Written exercise:
Give back exactly the lines from the beginning of the listing below to the line holding "MdChevronLeft, MdChevronRight, MdEdit", both ends included; the pictures stay out.

Data block:
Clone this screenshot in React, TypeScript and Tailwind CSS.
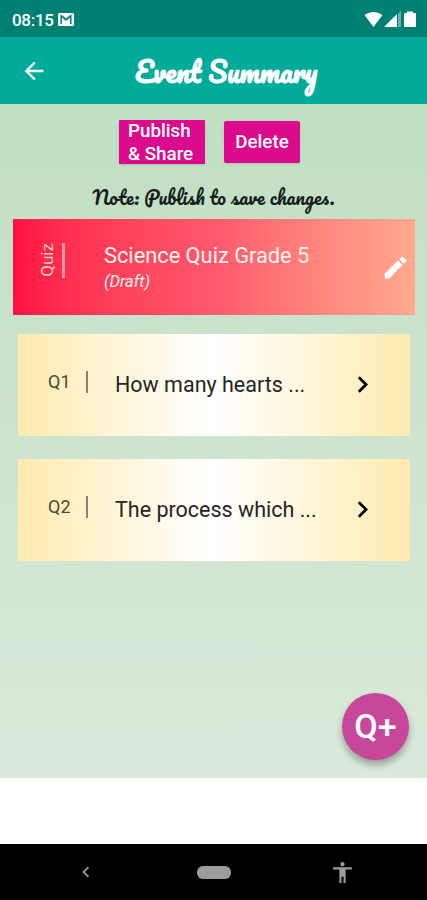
import React from "react";
import { MdAccessibility, MdArrowBack, MdChevronLeft, MdChevronRight, MdEdit } from "react-icons/md";

const questions = [
  { id: "Q1", text: "How many hearts ..." },
  { id: "Q2", text: "The process which ..." },
]

function StatusBar() {
  return (
    <div className="flex h-[37px] items-center justify-between bg-[#008073] pr-[10px] pl-[12px] text-white">
      <div className="flex items-center gap-[4px] pt-[2px]">
        <span className="text-[17px] leading-5 font-medium tracking-[-0.3px]">08:15</span>
        <svg width="16" height="13" viewBox="0 0 16 13" fill="none">
          <rect width="16" height="13" rx="1.5" fill="white" />
          <path d="M3.2 11V3L8 7L12.8 3V11" stroke="#008073" strokeWidth="1.5" />
          <path d="M3 1.8L8 5.6L13 1.8" stroke="#008073" strokeWidth="0.8" />
        </svg>
      </div>
      <svg width="53" height="17" viewBox="0 0 53 17" fill="white" className="mt-[2px]">
        <path d="M0.5 4Q9.5 -2 18.5 4L9.5 16Z" />
        <path d="M20 16L33 3V16Z" />
        <path d="M34 2.5L37 0V16H34Z" opacity="0.4" />
        <path d="M40 3Q40 2 41 2H43V0.5H49V2H51Q52 2 52 3V16H40Z" />
      </svg>
    </div>
  )
}

function QuestionCard({ id, text }: { id: string; text: string }) {
  return (
    <div className="mr-[17px] ml-[18px] flex h-[102px] rounded-[1px] bg-linear-to-r from-[#ffebae] via-white to-[#ffebae] pl-[30px] text-[#252525]">
      <span className="mt-[37px] w-[38px] text-[18px] leading-[22px] text-[#4c4636]">{id}</span>
      <div className="mt-[37px] h-[22px] w-[2px] bg-[#8b8370]" />
      <span className="mt-[37px] ml-[27px] w-[232px] text-[21.5px] leading-[28px] whitespace-nowrap">{text}</span>
      <MdChevronRight className="mt-[34px] -ml-[1px] size-[33px] text-black" />
    </div>
  )
}

export default function App() {
  return (
    <div className="flex h-[900px] w-[427px] flex-col overflow-hidden bg-white font-['Roboto',sans-serif]">
      <StatusBar />
      <header className="flex h-[67px] items-center bg-[#00ac99] text-white">
        <MdArrowBack className="ml-[20px] size-[28px]" />
        <h1 className="mt-[3px] ml-[87px] font-['Pacifico',cursive] text-[27.2px] leading-[36px] font-bold whitespace-nowrap">
          Event Summary
        </h1>
      </header>

      <main className="flex h-[674px] flex-col bg-linear-to-b from-[#c0dfc3] via-[#cde4d0] to-[#dae9d9]">
        <div className="flex h-[76px] items-center gap-[19px] pl-[119px] text-[18.8px] font-medium text-white">
          <button className="h-[44px] w-[86px] rounded-[1px] bg-[#dc0b8e] pl-[9px] text-left leading-[22.5px] whitespace-nowrap shadow">
            Publish
            <br />
            &amp; Share
          </button>
          <button className="h-[42px] w-[76px] rounded-[2px] bg-[#dc0b8e] shadow">Delete</button>
        </div>
        <p className="h-[39px] pt-[3px] text-center font-['Pacifico',cursive] text-[19.1px] leading-[28px] whitespace-nowrap text-[#142017]">
          Note: Publish to save changes.
        </p>

        <section className="mr-[12px] ml-[13px] flex h-[96px] shrink-0 bg-linear-to-r from-[#ff0e44] via-[#ff596c] to-[#ffa98f]">
          <div className="mt-[22px] ml-[22px] flex h-[38px] w-[24px] items-center justify-center">
            <span className="-rotate-90 text-[17px] leading-5 text-[#ffd2b8]">Quiz</span>
          </div>
          <div className="mt-[24px] ml-[3px] h-[35px] w-[3px] bg-[#ff9a9f]" />
          <div className="mt-[23px] ml-[26px] w-[290px] shrink-0 pl-[13px] text-[#fff1f0]">
            <h2 className="text-[21.8px] leading-[28px] whitespace-nowrap">Science Quiz Grade 5</h2>
            <p className="text-[16.5px] leading-[23px] italic">(Draft)</p>
          </div>
          <MdEdit className="mt-[34px] size-[29px] shrink-0 text-white" />
        </section>

        <div className="mt-[19px] flex flex-col gap-[23px]">
          {questions.map((question) => (
            <QuestionCard key={question.id} id={question.id} text={question.text} />
          ))}
        </div>
        <button className="mt-auto mr-[18px] mb-[18px] size-[67px] self-end rounded-full bg-[#c7479b] pb-[2px] text-[34px] leading-[40px] font-medium text-white shadow-[0_5px_7px_#0000004d]">
          Q+
        </button>
      </main>

      <div className="h-[66px] bg-white" />
      <nav className="flex h-[56px] items-center bg-black text-[#9c9c9c]">
        <MdChevronLeft className="ml-[75px] size-[22px]" />
        <div className="ml-[100px] h-[13px] w-[34px] rounded-[6px] bg-[#9c9c9c]" />
        <MdAccessibility className="ml-[99px] size-[25px]" />
      </nav>
    </div>
  )
}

Answer:
Clone this screenshot in React, TypeScript and Tailwind CSS.
import React from "react";
import { MdAccessibility, MdArrowBack, MdChevronLeft, MdChevronRight, MdEdit } from "react-icons/md";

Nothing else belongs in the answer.